(Exercise aim): Carry none of the pictures over; write out the complete data exactly.

(Material):
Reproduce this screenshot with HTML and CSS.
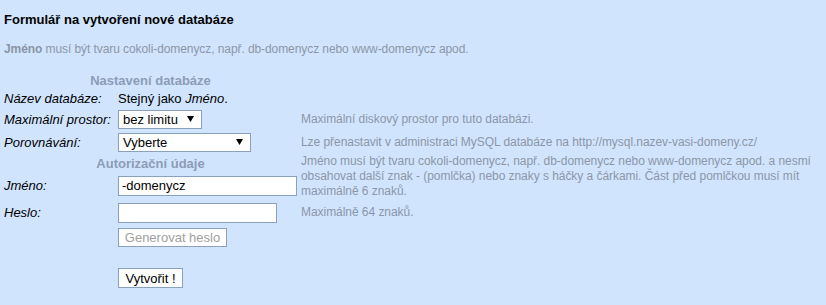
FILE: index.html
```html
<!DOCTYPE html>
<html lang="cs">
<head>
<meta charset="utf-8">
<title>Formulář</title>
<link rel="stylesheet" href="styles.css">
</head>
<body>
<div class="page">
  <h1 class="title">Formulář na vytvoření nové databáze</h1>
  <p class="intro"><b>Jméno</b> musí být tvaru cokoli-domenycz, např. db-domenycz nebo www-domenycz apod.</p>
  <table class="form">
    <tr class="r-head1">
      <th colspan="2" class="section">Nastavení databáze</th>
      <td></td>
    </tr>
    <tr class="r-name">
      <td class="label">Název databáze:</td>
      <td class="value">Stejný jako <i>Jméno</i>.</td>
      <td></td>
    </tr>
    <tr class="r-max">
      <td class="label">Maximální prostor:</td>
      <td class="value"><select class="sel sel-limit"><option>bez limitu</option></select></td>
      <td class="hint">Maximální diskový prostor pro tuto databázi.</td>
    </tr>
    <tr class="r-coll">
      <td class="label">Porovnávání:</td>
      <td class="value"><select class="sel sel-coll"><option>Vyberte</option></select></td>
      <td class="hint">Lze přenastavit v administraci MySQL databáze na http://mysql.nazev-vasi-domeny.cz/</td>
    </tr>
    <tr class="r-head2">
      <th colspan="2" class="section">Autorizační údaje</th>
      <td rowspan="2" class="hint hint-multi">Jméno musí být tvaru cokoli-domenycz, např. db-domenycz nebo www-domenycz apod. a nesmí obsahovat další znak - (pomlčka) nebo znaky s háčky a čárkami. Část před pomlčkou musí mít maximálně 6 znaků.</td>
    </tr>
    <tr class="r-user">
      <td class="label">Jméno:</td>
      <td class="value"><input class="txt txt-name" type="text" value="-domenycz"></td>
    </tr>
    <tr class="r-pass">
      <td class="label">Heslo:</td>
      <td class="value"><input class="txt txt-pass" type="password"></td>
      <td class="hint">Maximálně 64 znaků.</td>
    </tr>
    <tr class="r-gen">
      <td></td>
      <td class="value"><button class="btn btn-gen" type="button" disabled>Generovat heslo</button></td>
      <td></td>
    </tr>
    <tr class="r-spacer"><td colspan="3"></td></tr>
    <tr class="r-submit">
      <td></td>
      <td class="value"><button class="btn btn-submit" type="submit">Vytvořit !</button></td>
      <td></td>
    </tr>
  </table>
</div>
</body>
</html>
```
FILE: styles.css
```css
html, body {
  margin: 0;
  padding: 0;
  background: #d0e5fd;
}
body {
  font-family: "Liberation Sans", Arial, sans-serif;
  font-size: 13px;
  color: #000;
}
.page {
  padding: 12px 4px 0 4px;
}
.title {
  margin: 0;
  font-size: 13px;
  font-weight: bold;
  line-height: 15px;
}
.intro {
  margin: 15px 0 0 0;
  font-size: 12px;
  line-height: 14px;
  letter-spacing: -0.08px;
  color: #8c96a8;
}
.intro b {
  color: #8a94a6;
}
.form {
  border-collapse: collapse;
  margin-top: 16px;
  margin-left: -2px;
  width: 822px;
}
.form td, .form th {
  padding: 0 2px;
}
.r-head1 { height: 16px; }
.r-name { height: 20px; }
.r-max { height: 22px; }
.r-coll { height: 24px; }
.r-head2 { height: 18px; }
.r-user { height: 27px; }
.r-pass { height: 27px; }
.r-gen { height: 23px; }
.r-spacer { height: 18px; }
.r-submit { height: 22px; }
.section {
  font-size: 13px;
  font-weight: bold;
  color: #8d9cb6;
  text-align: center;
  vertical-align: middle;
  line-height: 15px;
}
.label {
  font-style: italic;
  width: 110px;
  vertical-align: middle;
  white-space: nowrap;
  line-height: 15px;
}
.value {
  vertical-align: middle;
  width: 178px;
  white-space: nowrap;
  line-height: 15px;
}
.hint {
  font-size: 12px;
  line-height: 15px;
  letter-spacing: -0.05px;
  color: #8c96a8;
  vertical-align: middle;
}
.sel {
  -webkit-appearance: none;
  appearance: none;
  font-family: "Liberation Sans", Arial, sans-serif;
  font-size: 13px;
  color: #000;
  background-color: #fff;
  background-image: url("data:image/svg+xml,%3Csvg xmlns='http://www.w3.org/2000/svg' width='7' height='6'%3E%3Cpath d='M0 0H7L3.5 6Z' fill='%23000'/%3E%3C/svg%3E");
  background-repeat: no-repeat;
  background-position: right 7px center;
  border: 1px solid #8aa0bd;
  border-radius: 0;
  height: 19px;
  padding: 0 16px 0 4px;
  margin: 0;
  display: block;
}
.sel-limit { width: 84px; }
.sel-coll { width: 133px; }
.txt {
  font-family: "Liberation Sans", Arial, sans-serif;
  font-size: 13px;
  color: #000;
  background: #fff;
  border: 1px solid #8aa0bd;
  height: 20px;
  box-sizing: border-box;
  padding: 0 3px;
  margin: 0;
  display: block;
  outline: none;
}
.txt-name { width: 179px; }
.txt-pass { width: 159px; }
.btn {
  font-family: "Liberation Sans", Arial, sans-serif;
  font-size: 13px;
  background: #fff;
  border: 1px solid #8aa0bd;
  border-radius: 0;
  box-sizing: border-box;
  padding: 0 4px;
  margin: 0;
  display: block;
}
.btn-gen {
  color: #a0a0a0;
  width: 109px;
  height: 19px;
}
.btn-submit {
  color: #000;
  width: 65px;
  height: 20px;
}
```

(Correct result):
Reproduce this screenshot with HTML and CSS.
FILE: index.html
```html
<!DOCTYPE html>
<html lang="cs">
<head>
<meta charset="utf-8">
<title>Formulář</title>
<link rel="stylesheet" href="styles.css">
</head>
<body>
<div class="page">
  <h1 class="title">Formulář na vytvoření nové databáze</h1>
  <p class="intro"><b>Jméno</b> musí být tvaru cokoli-domenycz, např. db-domenycz nebo www-domenycz apod.</p>
  <table class="form">
    <tr class="r-head1">
      <th colspan="2" class="section">Nastavení databáze</th>
      <td></td>
    </tr>
    <tr class="r-name">
      <td class="label">Název databáze:</td>
      <td class="value">Stejný jako <i>Jméno</i>.</td>
      <td></td>
    </tr>
    <tr class="r-max">
      <td class="label">Maximální prostor:</td>
      <td class="value"><select class="sel sel-limit"><option>bez limitu</option></select></td>
      <td class="hint">Maximální diskový prostor pro tuto databázi.</td>
    </tr>
    <tr class="r-coll">
      <td class="label">Porovnávání:</td>
      <td class="value"><select class="sel sel-coll"><option>Vyberte</option></select></td>
      <td class="hint">Lze přenastavit v administraci MySQL databáze na http://mysql.nazev-vasi-domeny.cz/</td>
    </tr>
    <tr class="r-head2">
      <th colspan="2" class="section">Autorizační údaje</th>
      <td rowspan="2" class="hint hint-multi">Jméno musí být tvaru cokoli-domenycz, např. db-domenycz nebo www-domenycz apod. a nesmí obsahovat další znak - (pomlčka) nebo znaky s háčky a čárkami. Část před pomlčkou musí mít maximálně 6 znaků.</td>
    </tr>
    <tr class="r-user">
      <td class="label">Jméno:</td>
      <td class="value"><input class="txt txt-name" type="text" value="-domenycz"></td>
    </tr>
    <tr class="r-pass">
      <td class="label">Heslo:</td>
      <td class="value"><input class="txt txt-pass" type="password"></td>
      <td class="hint">Maximálně 64 znaků.</td>
    </tr>
    <tr class="r-gen">
      <td></td>
      <td class="value"><button class="btn btn-gen" type="button" disabled>Generovat heslo</button></td>
      <td></td>
    </tr>
    <tr class="r-spacer"><td colspan="3"></td></tr>
    <tr class="r-submit">
      <td></td>
      <td class="value"><button class="btn btn-submit" type="submit">Vytvořit !</button></td>
      <td></td>
    </tr>
  </table>
</div>
</body>
</html>
```
FILE: styles.css
```css
html, body {
  margin: 0;
  padding: 0;
  background: #d0e5fd;
}
body {
  font-family: "Liberation Sans", Arial, sans-serif;
  font-size: 13px;
  color: #000;
}
.page {
  padding: 12px 4px 0 4px;
}
.title {
  margin: 0;
  font-size: 13px;
  font-weight: bold;
  line-height: 15px;
}
.intro {
  margin: 15px 0 0 0;
  font-size: 12px;
  line-height: 14px;
  letter-spacing: -0.08px;
  color: #8c96a8;
}
.intro b {
  color: #8a94a6;
}
.form {
  border-collapse: collapse;
  margin-top: 16px;
  margin-left: -2px;
  width: 822px;
}
.form td, .form th {
  padding: 0 2px;
}
.r-head1 { height: 16px; }
.r-name { height: 20px; }
.r-max { height: 22px; }
.r-coll { height: 24px; }
.r-head2 { height: 18px; }
.r-user { height: 27px; }
.r-pass { height: 27px; }
.r-gen { height: 23px; }
.r-spacer { height: 18px; }
.r-submit { height: 22px; }
.section {
  font-size: 13px;
  font-weight: bold;
  color: #8d9cb6;
  text-align: center;
  vertical-align: middle;
  line-height: 15px;
}
.label {
  font-style: italic;
  width: 110px;
  vertical-align: middle;
  white-space: nowrap;
  line-height: 15px;
}
.value {
  vertical-align: middle;
  width: 178px;
  white-space: nowrap;
  line-height: 15px;
}
.hint {
  font-size: 12px;
  line-height: 15px;
  letter-spacing: -0.05px;
  color: #8c96a8;
  vertical-align: middle;
}
.sel {
  -webkit-appearance: none;
  appearance: none;
  font-family: "Liberation Sans", Arial, sans-serif;
  font-size: 13px;
  color: #000;
  background-color: #fff;
  background-image: url("data:image/svg+xml,%3Csvg xmlns='http://www.w3.org/2000/svg' width='7' height='6'%3E%3Cpath d='M0 0H7L3.5 6Z' fill='%23000'/%3E%3C/svg%3E");
  background-repeat: no-repeat;
  background-position: right 7px center;
  border: 1px solid #8aa0bd;
  border-radius: 0;
  height: 19px;
  padding: 0 16px 0 4px;
  margin: 0;
  display: block;
}
.sel-limit { width: 84px; }
.sel-coll { width: 133px; }
.txt {
  font-family: "Liberation Sans", Arial, sans-serif;
  font-size: 13px;
  color: #000;
  background: #fff;
  border: 1px solid #8aa0bd;
  height: 20px;
  box-sizing: border-box;
  padding: 0 3px;
  margin: 0;
  display: block;
  outline: none;
}
.txt-name { width: 179px; }
.txt-pass { width: 159px; }
.btn {
  font-family: "Liberation Sans", Arial, sans-serif;
  font-size: 13px;
  background: #fff;
  border: 1px solid #8aa0bd;
  border-radius: 0;
  box-sizing: border-box;
  padding: 0 4px;
  margin: 0;
  display: block;
}
.btn-gen {
  color: #a0a0a0;
  width: 109px;
  height: 19px;
}
.btn-submit {
  color: #000;
  width: 65px;
  height: 20px;
}
```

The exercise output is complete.